If anyone has ever had the opportunity to see the Blue Angles fly, one would also notice the big C-130 nicknamed Fat Albert that carries the teams equipment, use a system called a Jet Assisted takeoff or JATO.
The way JATO works is pretty simple, but amazingly effective. One, or a number of boosters are attached to the aircraft. These are ignited and produce very high thrust. The more thrust the aircraft has, the faster it accelerates down the runway and the less takeoff distance it uses in the process. The boosters are actually rocket motors, similar to a bottle in shape. JATO's use either liquid-fuel or solid-fuel, the latter being the most popular of the two, due to higher thrust and ease of handling. When the fuel is ignited, it combusts, exhaust passes through acceleration nozzles and the gas accelerates to extremely high speed. This creates thrust. After the fuel is depleted, the bottle is usually jettisoned from the aircraft.
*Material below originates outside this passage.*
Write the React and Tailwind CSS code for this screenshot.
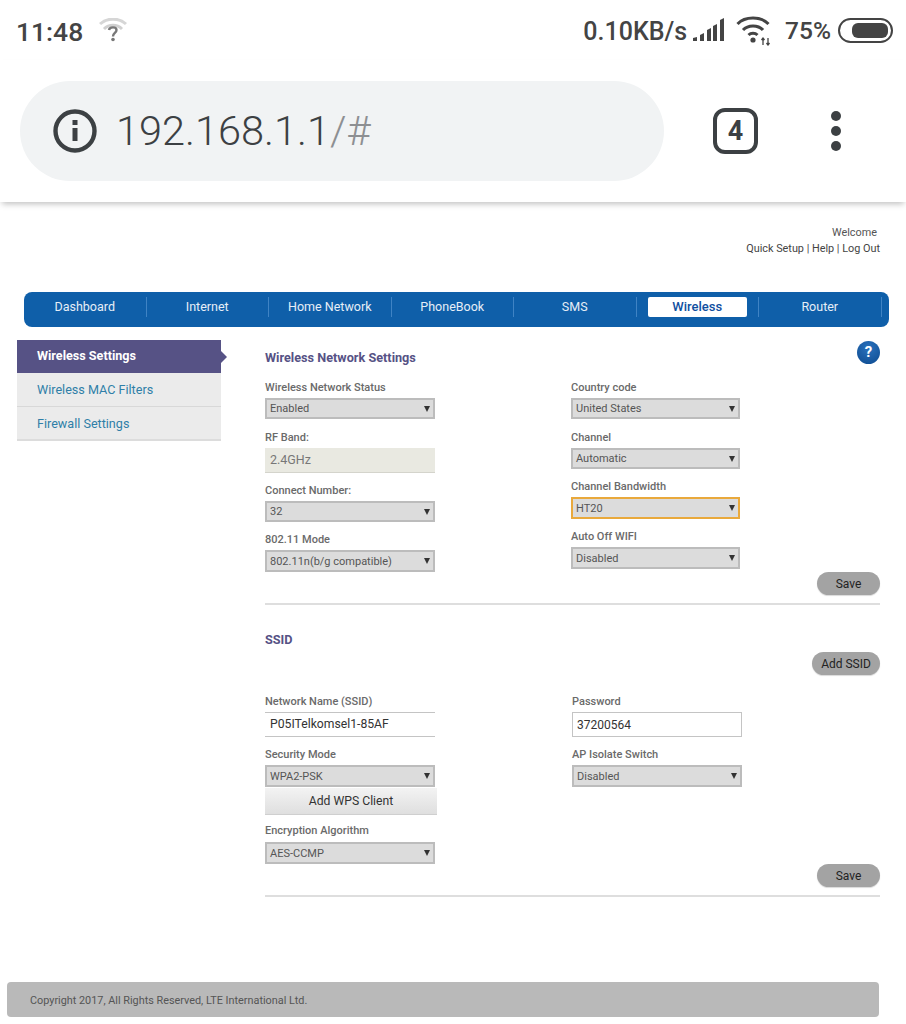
import React from 'react';

const tabs = ['Dashboard', 'Internet', 'Home Network', 'PhoneBook', 'SMS', 'Wireless', 'Router'];

const Label = ({ children, className = '' }) => (
  <div className={`h-[21px] pt-[2px] flex items-center text-[11px] font-medium text-[#6a6a6a] whitespace-nowrap ${className}`}>{children}</div>
);

const Select = ({ value, focus, className = 'h-[22px]', width = 'w-[170px]' }) => (
  <div
    className={`${width} ${className} flex items-center justify-between pl-[3px] pr-[3px] bg-[#dcdcdc] border-2 text-[11px] text-[#555] ${
      focus ? 'border-[#e9a93c]' : 'border-[#bcbcbc]'
    }`}
  >
    <span className="pt-[2px]">{value}</span>
    <span className="w-0 h-0 border-x-[3.5px] border-x-transparent border-t-[6px] border-t-[#333]" />
  </div>
);

const PillButton = ({ children, className = '' }) => (
  <button className={`h-[23px] rounded-full bg-[#a3a3a3] text-[12px] text-[#222] shadow-[0_1px_1px_rgba(0,0,0,0.15)] ${className}`}>
    {children}
  </button>
);

const StatusBar = () => (
  <div className="h-[60px] flex items-center justify-between pl-[16px] pr-[13px] text-[#444]">
    <div className="flex items-center gap-[16px]">
      <span className="pt-[3px] text-[26.5px] font-medium">11:48</span>
      <svg width="30" height="24" viewBox="0 0 30 24" fill="none">
        <path d="M1 6 C8 -0.5 20 -0.5 27 6" stroke="#d6d6d6" strokeWidth="3" />
        <path d="M5 11 C10 6 18 6 23 11" stroke="#d0d0d0" strokeWidth="3" />
        <path d="M10 12 C10.5 8.5 17.5 8.5 17.5 12 C17.5 15 14 15 14 18.5" stroke="#777" strokeWidth="2.4" />
        <circle cx="14" cy="21.5" r="1.8" fill="#777" />
      </svg>
    </div>
    <div className="flex items-center">
      <span className="pt-[3px] text-[25px] font-medium">0.10KB/s</span>
      <svg className="ml-[5px]" width="33" height="24" viewBox="0 0 33 24" fill="#444">
        <path d="M1 20 L5 19 V23 H1 Z" />
        <path d="M8 17 L12 15 V23 H8 Z" />
        <path d="M15 12 L19 10 V23 H15 Z" />
        <path d="M21 8 L25 6 V23 H21 Z" />
        <path d="M28 2 L32 0 V23 H28 Z" />
      </svg>
      <svg className="ml-[11px]" width="36" height="32" viewBox="0 0 36 32" fill="none" stroke="#444" strokeWidth="3">
        <path d="M1.5 10 C9 2 25 2 32.5 10" />
        <path d="M7 16 C12 10.5 22 10.5 27 16" />
        <path d="M12.5 21 C15 18.5 19 18.5 21.5 21" />
        <circle cx="17" cy="26" r="2.6" fill="#444" stroke="none" />
        <path d="M27 24 V31 M25.5 26 L27 24 L28.5 26 M32 24 V31 M30.5 29 L32 31 L33.5 29" strokeWidth="1.3" />
      </svg>
      <span className="ml-[13px] pt-[3px] text-[24.5px] font-medium">75%</span>
      <div className="ml-[7px] w-[55px] h-[25px] rounded-full border-2 border-[#444] p-[3px] pr-[3px] flex justify-end">
        <div className="w-[36px] h-full rounded-[6px] bg-[#444]" />
      </div>
    </div>
  </div>
);

const UrlBar = () => (
  <div className="relative h-[142px] pt-[21px] pl-[20px] flex items-start bg-white shadow-[0_4px_6px_-2px_rgba(0,0,0,0.25)]">
    <div className="w-[644px] h-[100px] rounded-full bg-[#f1f3f4] flex items-center pl-[33px]">
      <svg width="44" height="44" viewBox="0 0 44 44" fill="none">
        <circle cx="22" cy="22" r="19.5" stroke="#3c4043" strokeWidth="4.4" />
        <rect x="19.5" y="19" width="5" height="13" fill="#3c4043" />
        <rect x="19.5" y="11" width="5" height="5" fill="#3c4043" />
      </svg>
      <span className="ml-[19px] text-[41.5px] text-[#3c4043] font-light">
        192.168.1.1<span className="text-[#8d8f92]">/#</span>
      </span>
    </div>
    <div className="ml-[49px] mt-[27px] w-[45px] h-[46px] rounded-[12px] border-[4px] border-[#3c4043] flex items-center justify-center text-[27px] font-bold text-[#3c4043]">
      4
    </div>
    <div className="ml-[73px] mt-[30px] flex flex-col gap-[5px]">
      <span className="w-[10px] h-[10px] rounded-full bg-[#3c4043]" />
      <span className="w-[10px] h-[10px] rounded-full bg-[#3c4043]" />
      <span className="w-[10px] h-[10px] rounded-full bg-[#3c4043]" />
    </div>
  </div>
);

const TopLinks = () => (
  <div className="h-[90px] pt-[23px] pr-[26px] flex flex-col items-end text-[10.85px] leading-[16px] text-[#444]">
    <div className="pr-[3px] text-[#555]">Welcome</div>
    <div>Quick Setup | Help | Log Out</div>
  </div>
);

const NavBar = () => (
  <div className="ml-[24px] w-[865px] h-[35px] pt-[5px] rounded-lg bg-[#0f5fa9] flex items-start">
    {tabs.map((tab) => (
      <div key={tab} className="w-[122.5px] h-[20px] flex items-center justify-center border-r border-[#3f83c4] px-[11px]">
        <span
          className={
            tab === 'Wireless'
              ? 'w-full h-[20px] rounded-[2px] bg-white text-center leading-[20px] text-[13px] font-medium text-[#0f4f9f]'
              : 'text-[12.5px] text-[#e6eef7]'
          }
        >
          {tab}
        </span>
      </div>
    ))}
  </div>
);

const Sidebar = () => (
  <div className="w-[204px] text-[12.6px]">
    <div className="relative h-[33px] flex items-center pb-px pl-[20px] bg-[#565285] font-bold text-white">
      Wireless Settings
      <span className="absolute right-[-6px] top-[11px] w-0 h-0 border-y-[6px] border-y-transparent border-l-[6px] border-l-[#565285]" />
    </div>
    <div className="h-[34px] flex items-center pt-[2px] pl-[20px] bg-[#ebebeb] border-b border-[#d8d8d8] text-[#2f7fa8]">Wireless MAC Filters</div>
    <div className="h-[34px] flex items-center pt-[3px] pl-[20px] bg-[#ebebeb] border-b-2 border-[#dcdcdc] text-[#2f7fa8]">Firewall Settings</div>
  </div>
);

const Heading = ({ children, className = '' }) => (
  <div className={`text-[12.7px] font-bold text-[#565285] ${className}`}>{children}</div>
);

const WirelessSection = () => (
  <>
    <div className="h-[37px] flex items-start justify-between">
      <Heading className="mt-[8px]">Wireless Network Settings</Heading>
      <div className="mt-px w-[23px] h-[23px] rounded-full bg-[radial-gradient(circle_at_50%_30%,#2a72bd,#0d4a8f)] flex items-center justify-center text-[15px] font-bold text-white">
        ?
      </div>
    </div>
    <div className="flex">
      <div className="w-[306px]">
        <Label>Wireless Network Status</Label>
        <Select value="Enabled" className="h-[21px]" />
        <Label className="mt-[8px]">RF Band:</Label>
        <div className="w-[170px] h-[25px] flex items-center pl-[5px] bg-[#e9e9e1] border-b border-[#d4d4cc] text-[12.5px] text-[#777]">2.4GHz</div>
        <Label className="mt-[7px]">Connect Number:</Label>
        <Select value="32" className="h-[21px]" />
        <Label className="mt-[7px]">802.11 Mode</Label>
        <Select value="802.11n(b/g compatible)" />
      </div>
      <div>
        <Label>Country code</Label>
        <Select value="United States" className="h-[21px]" width="w-[169px]" />
        <Label className="mt-[8px]">Channel</Label>
        <Select value="Automatic" className="h-[21px]" width="w-[169px]" />
        <Label className="mt-[7px]">Channel Bandwidth</Label>
        <Select value="HT20" focus width="w-[169px]" />
        <Label className="mt-[7px]">Auto Off WIFI</Label>
        <Select value="Disabled" width="w-[169px]" />
      </div>
    </div>
    <div className="flex justify-end">
      <PillButton className="w-[63px]">Save</PillButton>
    </div>
    <div className="mt-[8px] border-t-2 border-[#dedede]" />
  </>
);

const SsidSection = () => (
  <>
    <Heading className="mt-[25px] h-[20px] leading-[20px]">SSID</Heading>
    <div className="mt-[2px] flex justify-end">
      <PillButton className="w-[68px]">Add SSID</PillButton>
    </div>
    <div className="mt-[16px] flex">
      <div className="w-[307px]">
        <Label>Network Name (SSID)</Label>
        <div className="w-[170px] h-[25px] flex items-center pl-[5px] border-y border-[#c4c4c4] text-[12.2px] text-[#333]">P05ITelkomsel1-85AF</div>
        <Label className="mt-[7px]">Security Mode</Label>
        <Select value="WPA2-PSK" />
        <button className="block w-[172px] h-[27px] mt-px bg-linear-to-b from-[#f3f3f3] to-[#dfdfdf] border-b border-[#cfcfcf] text-[12.2px] text-[#333]">
          Add WPS Client
        </button>
        <Label className="mt-[5px]">Encryption Algorithm</Label>
        <Select value="AES-CCMP" className="h-[22px] mt-px" />
      </div>
      <div>
        <Label>Password</Label>
        <div className="w-[170px] h-[25px] flex items-center pl-[4px] border border-[#c4c4c4] text-[12px] text-[#333]">37200564</div>
        <Label className="mt-[7px]">AP Isolate Switch</Label>
        <Select value="Disabled" />
      </div>
    </div>
    <div className="flex justify-end">
      <PillButton className="w-[63px]">Save</PillButton>
    </div>
    <div className="mt-[8px] border-t-2 border-[#dedede]" />
  </>
);

const App = () => (
  <div className="w-[906px] h-[1024px] overflow-hidden bg-white font-['Roboto',sans-serif]">
    <StatusBar />
    <UrlBar />
    <TopLinks />
    <NavBar />
    <div className="mt-[13px] pl-[17px] flex">
      <Sidebar />
      <div className="ml-[44px] w-[615px]">
        <WirelessSection />
        <SsidSection />
      </div>
    </div>
    <div className="mt-[85px] ml-[7px] w-[872px] h-[35px] pt-[3px] rounded-[4px] bg-[#b9b9b9] flex items-center pl-[23px] text-[10.85px] text-[#555]">
      Copyright 2017, All Rights Reserved, LTE International Ltd.
    </div>
  </div>
);

export default App;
The first JATO's were used by the Germans in the 1920's to propel gliders into the air without the need of a winch or tow-plane. In World War 2, the British used boosters to shoot Hawker Hurricanes off the fronts of merchant ships, to provide some air-cover. After shooting down any enemy resistance, the pilot would then fly to a friendly base and land there. This system was however inefficient and it was used only a total of 8 times by the end of the war.
During World War 2, the Germans also experimented with liquid JATO's. The liquid used was pure Hydrogen Peroxide. These were used to allow their bombers to takeoff short runways in the Eastern Front. These boosters were expensive due to them being liquid fuel rockets and parachutes were fitted to them to allow re-use after being jettisoned.
The first American aircraft to carry out an assisted takeoff was an Ercoupe in 1941. After World War 2, the first jet-fighters were introduced. However in these early times, jet engines were weak and this often left these aircraft significantly underpowered. To remedy this, many early jet aircraft were fitted with boosters. As the years progressed, so did engine design, and aircraft were finally able to do away with the boosters. They however still saw use to propel heavy aircraft to takeoff in hot and high conditions, where the air is not very dense, meaning less lift and thrust. Nowadays, some aircraft still use JATO's to takeoff from short runways.
The term JATO and RATO have been used interchangeably in the past. Both however mean the same thing.